The Verdict by Revenue Stage
Under $300K/year: Omnisend Standard or Pro. The pricing advantage is $400 to $900/year. The feature gap is invisible at this operating stage. Use the savings for ad spend or a better checkout tool. If SMS is part of your channel mix, Omnisend Pro is the clear pick. Start with Omnisend's current plans and evaluate Klaviyo again when revenue crosses $500K.
$300K to $500K/year: Omnisend Pro unless you already have Klaviyo set up. At this stage, the Klaviyo data model starts to matter but you are still likely to be resource-constrained.

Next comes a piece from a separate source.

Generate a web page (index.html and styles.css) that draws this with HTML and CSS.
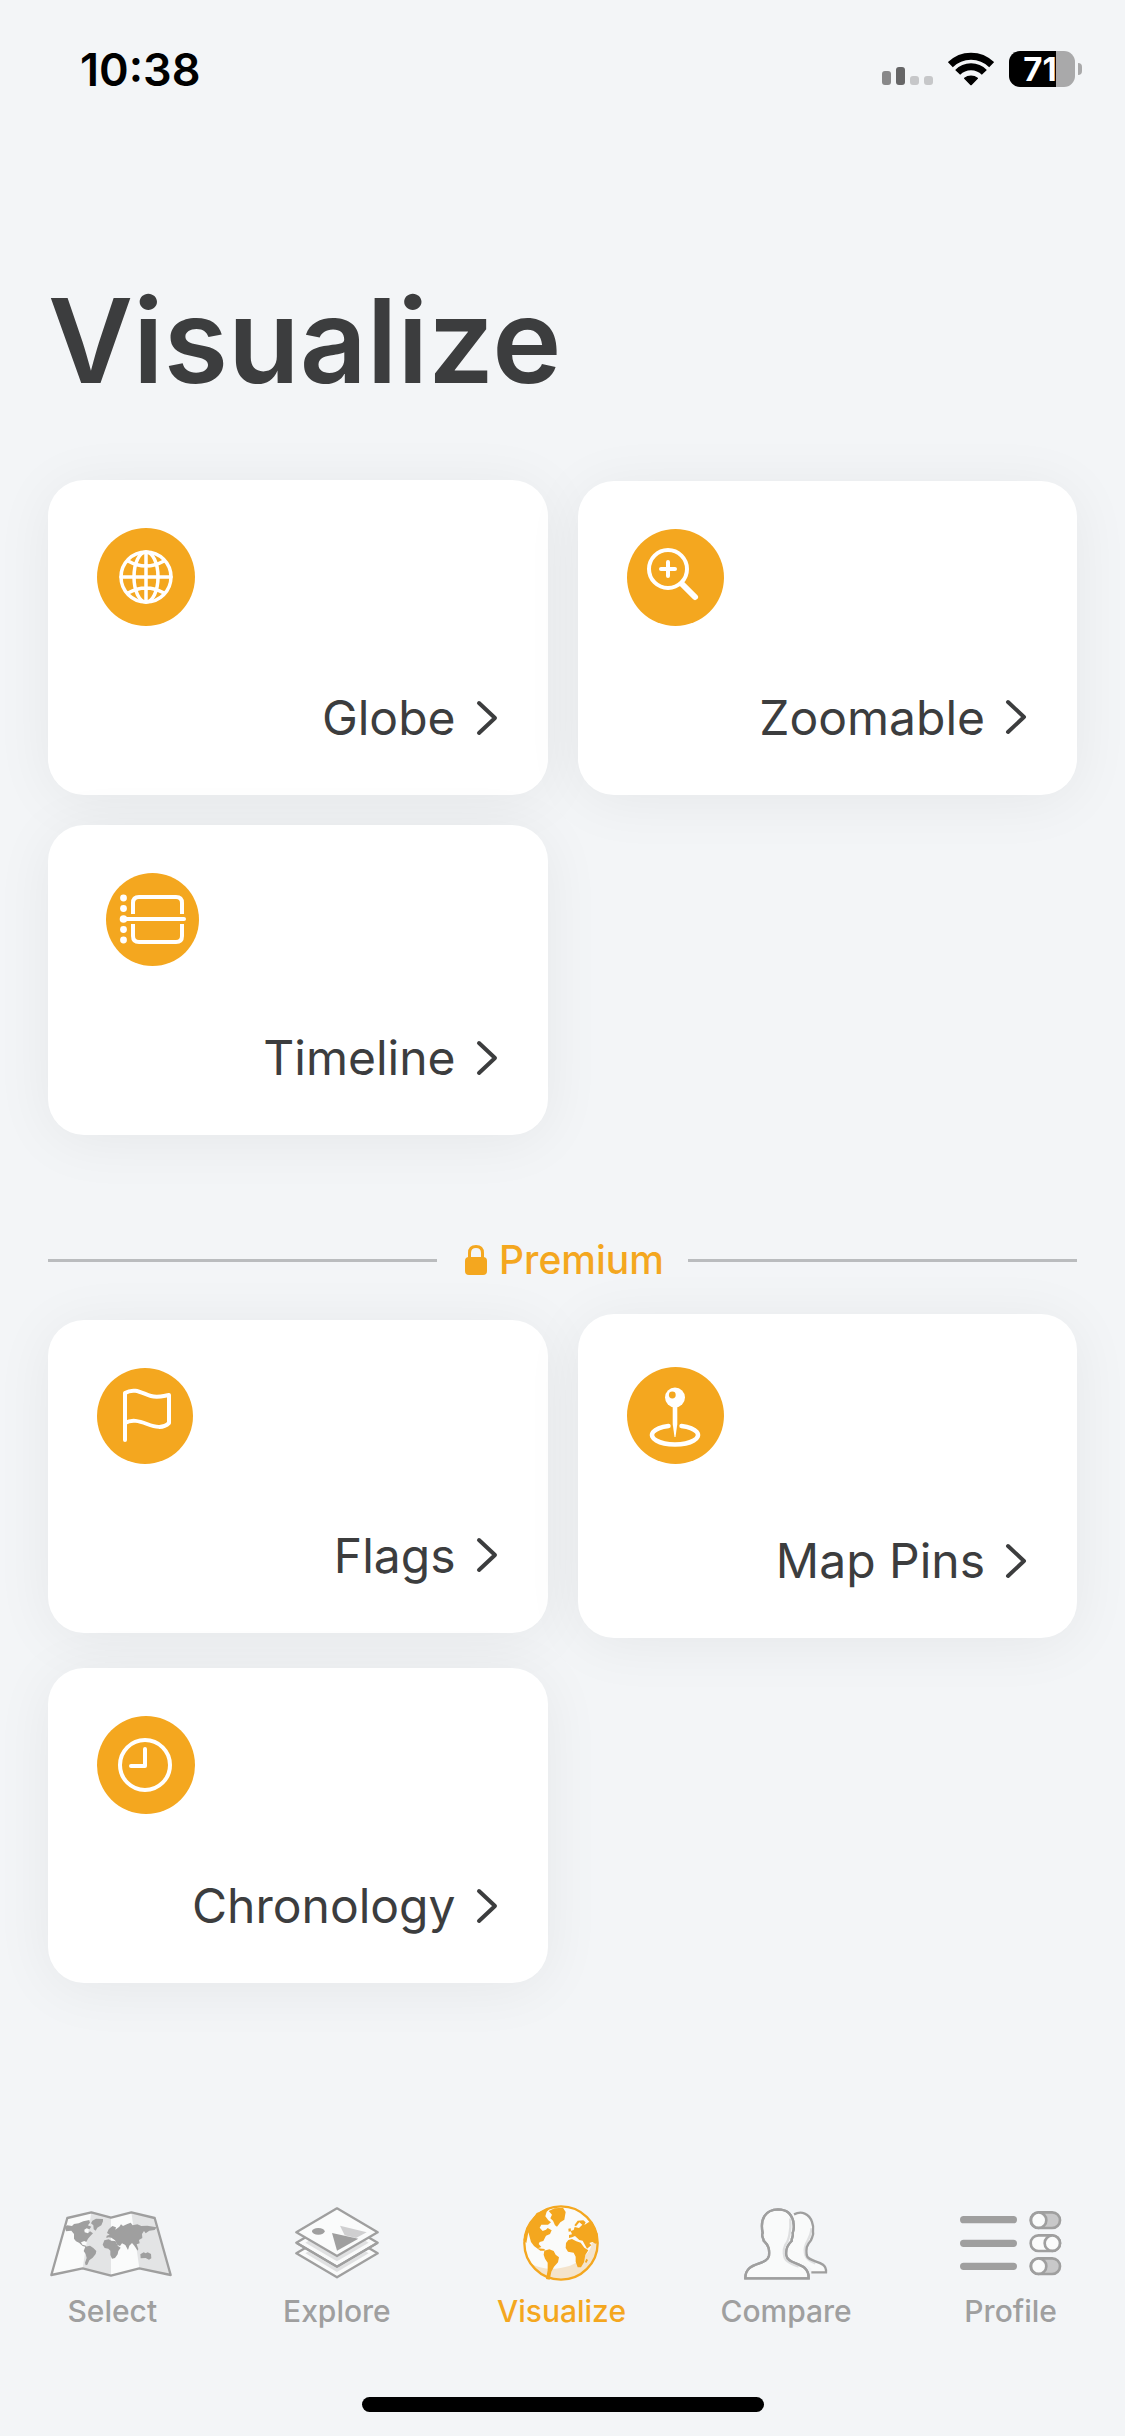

The breakeven on Klaviyo's premium requires consistent flow optimization that most operators at this revenue stage cannot sustain.
$500K to $1M/year: Klaviyo earns consideration if you have a dedicated marketing person or contractor running email. If email is still a side task, stay on Omnisend. The data depth only pays out if someone is mining it.
Above $1M/year: Klaviyo. The behavioral segmentation, predictive CLV, and Shopify data integration at this scale drive measurable revenue lift that dwarfs the pricing premium. This is not a close call once you have the team to support it.
For a broader look at how to build your ecommerce marketing infrastructure around whichever platform you choose, the ecommerce marketing stack guide covers the full toolset from email to ads to retention.
The Short Version
Omnisend is cheaper at every list size. Klaviyo generates more data-driven revenue per contact, but only in the hands of an operator who will actually use that data. The crossover point is approximately $500K/year in store revenue and a dedicated person managing email. Below that threshold, paying for Klaviyo is paying for unused capacity. Above it, the math shifts in Klaviyo's favor consistently.
Pick the platform that fits your current operational reality, not the one that fits your growth aspirations. You can always migrate later. You cannot get back the money you spent on a tool you did not have the capacity to use.